81. Such an overlapping of functions undermines the right to a fair hearing.

– The application of pressure on the Commission

82. Mrs Cresson maintains that the Parliament applied pressure on the Commission, to which the latter gave way. The Commission thus failed to observe its duty of impartiality, to Mrs Cresson’s detriment.

– Breaches of procedural rules

83. Mrs Cresson submits that a number of breaches were committed of the rules laid down in the decision of 19 February 2002 establishing IDOC. The investigators appointed by that office were not restricted to members of IDOC’s staff, but also comprised officials belonging to other services in the Commission. The IDOC reports did not define individual responsibilities and contained neither recommendations nor conclusions.

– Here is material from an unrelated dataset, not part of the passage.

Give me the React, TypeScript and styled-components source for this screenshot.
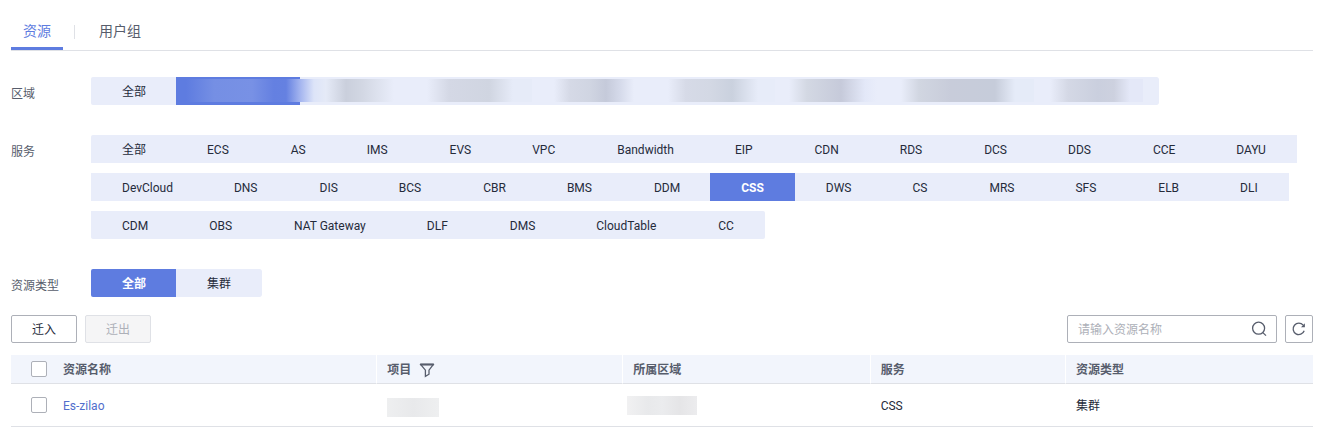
import React, { useState } from "react";
import styled, { createGlobalStyle, css } from "styled-components";

const GlobalStyle = createGlobalStyle`
  *, *::before, *::after { box-sizing: border-box; }
  body {
    margin: 0;
    background: #fff;
    color: #252b3a;
    font: 12px/18px Roboto, "Noto Sans CJK SC", sans-serif;
  }
  button, input { font: inherit; color: inherit; margin: 0; }
`;

const Page = styled.main`
  padding: 12px 4px 0 11px;
`;

const Tabs = styled.nav`
  display: flex;
  align-items: stretch;
  height: 39px;
  border-bottom: 1px solid #dfe1e6;
`;

const Tab = styled.button<{ $active?: boolean }>`
  padding: 0 12px;
  border: 0;
  border-top: 3px solid transparent;
  border-bottom: 3px solid ${(p) => (p.$active ? "#5e7ce0" : "transparent")};
  background: none;
  font-size: 14px;
  line-height: 20px;
  color: ${(p) => (p.$active ? "#5e7ce0" : "#575d6c")};
  cursor: pointer;
`;

const TabDivider = styled.span`
  width: 1px;
  height: 14px;
  margin: 13px 12px 0 11px;
  background: #dfe1e6;
`;

const Filters = styled.div`
  display: flex;
  flex-direction: column;
  gap: 30px;
  padding: 26px 0 18px;
`;

const Filter = styled.section`
  display: flex;
`;

const FilterLabel = styled.h2`
  flex: 0 0 80px;
  margin: 0;
  padding-top: 8px;
  font-size: 12px;
  font-weight: 400;
  color: #575d6c;
`;

const Chips = styled.div`
  display: flex;
  flex-wrap: wrap;
  row-gap: 10px;
  border-radius: 2px;
  overflow: hidden;
`;

const Chip = styled.button<{ $active?: boolean }>`
  height: 28px;
  padding: 2px 30px 0 31px;
  border: 0;
  background: #e9edfa;
  cursor: pointer;
  &:last-child { padding-right: 31px; border-radius: 0 2px 2px 0; }
  ${(p) =>
    p.$active &&
    css`
      background: #5e7ce0;
      color: #fff;
      font-weight: 700;
    `}
`;

const ServiceChip = styled(Chip)`
  &:nth-child(even) { padding-right: 31px; }
`;

const MaskedChip = styled(Chip)<{ $width: number; $fill: string }>`
  width: ${(p) => p.$width}px;
  padding: 0;
  &:last-child { padding: 0 16px 0 0; }
  &::before {
    content: "";
    display: block;
    height: 23px;
    margin-bottom: 1px;
    background: linear-gradient(90deg, ${(p) => p.$fill});
  }
`;

const Toolbar = styled.div`
  display: flex;
  gap: 8px;
  margin-bottom: 12px;
`;

const Action = styled.button`
  width: 66px;
  height: 28px;
  padding: 2px 0 0;
  border: 1px solid #adb0b8;
  border-radius: 2px;
  background: #fff;
  cursor: pointer;
  &:disabled {
    border-color: #dfe1e6;
    background: #f5f5f6;
    color: #adb0b8;
  }
`;

const SearchBox = styled.form`
  display: flex;
  align-items: center;
  width: 210px;
  height: 28px;
  margin-left: auto;
  padding: 0 9px 0 10px;
  border: 1px solid #adb0b8;
  border-radius: 2px;
`;

const SearchInput = styled.input`
  flex: 1;
  min-width: 0;
  padding: 2px 0 0;
  border: 0;
  outline: 0;
  background: none;
  &::placeholder { color: #adb0b8; opacity: 1; }
`;

const IconButton = styled.button`
  display: flex;
  padding: 0;
  border: 0;
  background: none;
  color: #575d6c;
  cursor: pointer;
`;

const RefreshButton = styled(IconButton)`
  align-items: center;
  justify-content: center;
  width: 28px;
  height: 28px;
  border: 1px solid #adb0b8;
  border-radius: 2px;
`;

const Table = styled.table`
  width: 100%;
  table-layout: fixed;
  border-collapse: separate;
  border-spacing: 0;
`;

const Col = styled.col<{ $width?: string }>`
  width: ${(p) => p.$width ?? "auto"};
`;

const Th = styled.th<{ $plain?: boolean }>`
  height: 29px;
  padding: 2px 10px 0;
  border-bottom: 1px solid #dfe1e6;
  border-right: ${(p) => (p.$plain ? "0" : "1px solid #fff")};
  background: #f2f5fc;
  color: #575d6c;
  font-weight: 700;
  text-align: left;
  &:last-child { border-right: 0; }
`;

const Td = styled.td`
  height: 43px;
  padding: 2px 10px 0;
  border-bottom: 1px solid #dfe1e6;
`;

const CheckTh = styled(Th)`
  padding: 0 0 0 20px;
`;

const CheckTd = styled(Td)`
  padding: 0 0 0 20px;
`;

const HeadContent = styled.span`
  display: flex;
  align-items: center;
  gap: 8px;
`;

const Checkbox = styled.input`
  display: block;
  appearance: none;
  width: 16px;
  height: 16px;
  border: 1px solid #adb0b8;
  border-radius: 2px;
  background: #fff;
  &:checked { background: #5e7ce0; border-color: #5e7ce0; }
`;

const ResourceLink = styled.a`
  color: #526ecc;
  text-decoration: none;
`;

const Mask = styled.span<{ $width: number; $fill: string }>`
  display: block;
  width: ${(p) => p.$width}px;
  height: 19px;
  background: linear-gradient(90deg, ${(p) => p.$fill});
`;

const ProjectTd = styled(Td)`
  padding-top: 4px;
`;

const RegionTd = styled(Td)`
  padding-top: 0;
  padding-left: 4px;
`;

const regions = [
  { width: 124, fill: "#5e7ce0 10px, #758fe4 38px, #7891e5 76px, #6480e1 98px, #6581e1 110px, #a3b4ef 124px" },
  { width: 111, fill: "#a3b4ef, #dde4f8 14px, #e5eaf7 26px, #cacfdc 46px, #d2d7e3 62px, #e9edfa 94px" },
  { width: 121, fill: "#e9edfa 16px, #d4d8e5 38px, #d0d5e1 78px, #e6ebf8 102px" },
  { width: 118, fill: "#e9edfa 22px, #d5d9e6 38px, #d0d5e2 58px, #c5cada 74px, #d5daea 88px, #e9edfa 102px" },
  { width: 125, fill: "#e9edfa 18px, #d6dae7 36px, #d3d8e4 60px, #cad1de 82px, #e7ecf9 108px" },
  { width: 110, fill: "#e9edfa 14px, #d3d8e3 32px, #c6cada 66px, #e3e8f8 90px, #e9edfa 102px" },
  { width: 149, fill: "#e9edfa 16px, #d1d6e1 34px, #c8ccda 66px, #c6ccda 110px, #e5ebf8 130px" },
  { width: 125, fill: "#e9edfa 16px, #d4d8e5 34px, #cacfde 64px, #cdd1df 80px, #e4e8f8 96px" },
];

const services = [
  "全部", "ECS", "AS", "IMS", "EVS", "VPC", "Bandwidth", "EIP", "CDN", "RDS", "DCS", "DDS", "CCE", "DAYU",
  "DevCloud", "DNS", "DIS", "BCS", "CBR", "BMS", "DDM", "CSS", "DWS", "CS", "MRS", "SFS", "ELB", "DLI",
  "CDM", "OBS", "NAT Gateway", "DLF", "DMS", "CloudTable", "CC",
];

const types = ["全部", "集群"];

function SearchIcon() {
  return (
    <svg width="16" height="16" viewBox="0 0 16 16" fill="none" stroke="currentColor" strokeWidth="1.3">
      <circle cx="7.6" cy="7.2" r="6" />
      <path d="M11.8 11.6 15 14.6" />
    </svg>
  );
}

function RefreshIcon() {
  return (
    <svg width="14" height="14" viewBox="0 0 14 14" fill="none" stroke="currentColor" strokeWidth="1.3">
      <path d="M12.2 8.8A5.7 5.7 0 1 1 11.2 3.2" />
      <path d="M12.9 1.2v4H9Z" fill="currentColor" stroke="none" />
    </svg>
  );
}

function FilterIcon() {
  return (
    <svg width="16" height="16" viewBox="0 0 16 16" fill="none" stroke="currentColor" strokeWidth="1.3">
      <path d="M1.8 2.6h12.4L10 8.2v4L6.4 14.4V8.2Z" />
      <path d="M1.2 2.4h13.6" strokeWidth="2" />
    </svg>
  );
}

export default function App() {
  const [service, setService] = useState("CSS");
  const [type, setType] = useState("全部");
  const [region, setRegion] = useState(0);

  return (
    <>
      <GlobalStyle />
      <Page>
        <Tabs>
          <Tab $active>资源</Tab>
          <TabDivider />
          <Tab>用户组</Tab>
        </Tabs>

        <Filters>
          <Filter>
            <FilterLabel id="region">区域</FilterLabel>
            <Chips role="group" aria-labelledby="region">
              <Chip>全部</Chip>
              {regions.map((r, i) => (
                <MaskedChip
                  key={i}
                  $width={r.width}
                  $fill={r.fill}
                  $active={region === i}
                  aria-pressed={region === i}
                  onClick={() => setRegion(i)}
                />
              ))}
            </Chips>
          </Filter>
          <Filter>
            <FilterLabel id="service">服务</FilterLabel>
            <Chips role="group" aria-labelledby="service">
              {services.map((s) => (
                <ServiceChip
                  key={s}
                  $active={s === service}
                  aria-pressed={s === service}
                  onClick={() => setService(s)}
                >
                  {s}
                </ServiceChip>
              ))}
            </Chips>
          </Filter>
          <Filter>
            <FilterLabel id="type">资源类型</FilterLabel>
            <Chips role="group" aria-labelledby="type">
              {types.map((t) => (
                <Chip key={t} $active={t === type} aria-pressed={t === type} onClick={() => setType(t)}>
                  {t}
                </Chip>
              ))}
            </Chips>
          </Filter>
        </Filters>

        <Toolbar>
          <Action>迁入</Action>
          <Action disabled>迁出</Action>
          <SearchBox onSubmit={(e) => e.preventDefault()}>
            <SearchInput type="text" placeholder="请输入资源名称" aria-label="资源名称" />
            <IconButton type="submit" aria-label="搜索">
              <SearchIcon />
            </IconButton>
          </SearchBox>
          <RefreshButton aria-label="刷新">
            <RefreshIcon />
          </RefreshButton>
        </Toolbar>

        <Table>
          <colgroup>
            <Col $width="42px" />
            <Col $width="24.9%" />
            <Col $width="18.9%" />
            <Col $width="19%" />
            <Col $width="15%" />
            <Col />
          </colgroup>
          <thead>
            <tr>
              <CheckTh $plain>
                <Checkbox type="checkbox" aria-label="全选" />
              </CheckTh>
              <Th>资源名称</Th>
              <Th>
                <HeadContent>
                  项目
                  <IconButton aria-label="筛选">
                    <FilterIcon />
                  </IconButton>
                </HeadContent>
              </Th>
              <Th>所属区域</Th>
              <Th>服务</Th>
              <Th>资源类型</Th>
            </tr>
          </thead>
          <tbody>
            <tr>
              <CheckTd>
                <Checkbox type="checkbox" aria-label="Es-zilao" />
              </CheckTd>
              <Td>
                <ResourceLink href="#es-zilao">Es-zilao</ResourceLink>
              </Td>
              <ProjectTd>
                <Mask $width={52} $fill="#eeeff0, #e8e9eb 50%, #eeeff0" />
              </ProjectTd>
              <RegionTd>
                <Mask $width={70} $fill="#f1f1f2, #e8e9eb 30%, #ebecee 50%, #e5e5e7 75%, #ececee" />
              </RegionTd>
              <Td>CSS</Td>
              <Td>集群</Td>
            </tr>
          </tbody>
        </Table>
      </Page>
    </>
  );
}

Whereas the role of IDOC ought to be subsidiary to that of OLAF, in that it is primarily OLAF’s duty to carry out an administrative investigation and to bring it to a conclusion in cases of fraud, corruption or any other illegal activity affecting the financial interests of the Community, IDOC undertook additional administrative investigations without regard to that rule. Mrs Cresson adds that she was neither kept properly informed nor heard in the course of those investigations. In particular, she was not informed that she might be implicated and, as the reports of the administrative investigations concerning Mr Berthelot and Mr Riedinger were not communicated to her, she was not given an opportunity to submit observations.

84. Mrs Cresson also claims that there was an overlapping of disciplinary procedures instituted against a number of Commission officials involved in the appointment of Mr Berthelot. She was not kept properly informed of the result of those procedures, notwithstanding their bearing on her case. Lastly, the IDOC investigators responsible for Mr Berthelot’s case exceeded their authority by putting questions relating to Mr Riedinger’s case in the course of investigating that relating to Mr Berthelot.

85. With respect to the OLAF investigations, the files made available to Mrs Cresson do not contain the required authorisations for all of the members of staff who participated in those investigations. Furthermore, the authorities necessary for each of the actions undertaken by the investigators are missing. According to Mrs Cresson, the result of OLAF’s irregular actions is that the administrative investigations which led to the report of 22 February 2002 in Mr Berthelot’s case are unlawful.

– The lack of access to two levels of jurisdiction

86. Mrs Cresson argues that the most serious issue relates to the lack of access to two levels of jurisdiction. Were the Court to decide to impose a penalty on her, Mrs Cresson would have no legal remedy. She points out that an official of the European Communities benefits from considerably more extensive safeguards than those provided for Members of the Commission, both at the stage of the administrative procedure and in proceedings before the Court. In particular, an official may challenge a decision of the Appointing Authority before the Court of First Instance of the European Communities and then bring an appeal before the Court of Justice. The lack of any opportunity to challenge the decision of the Court of Justice constitutes a breach of fundamental rights.

Findings of the Court

87. As regards Mrs Cresson’s first plea in defence, based on the alleged lack of competence of the Director-General for Personnel and Administration to instigate administrative investigations on the basis of IDOC reports and to initiate the administrative procedure, it must he held in the first place that, as the Commission rightly argues, the administrative investigations in question were instituted before IDOC was established.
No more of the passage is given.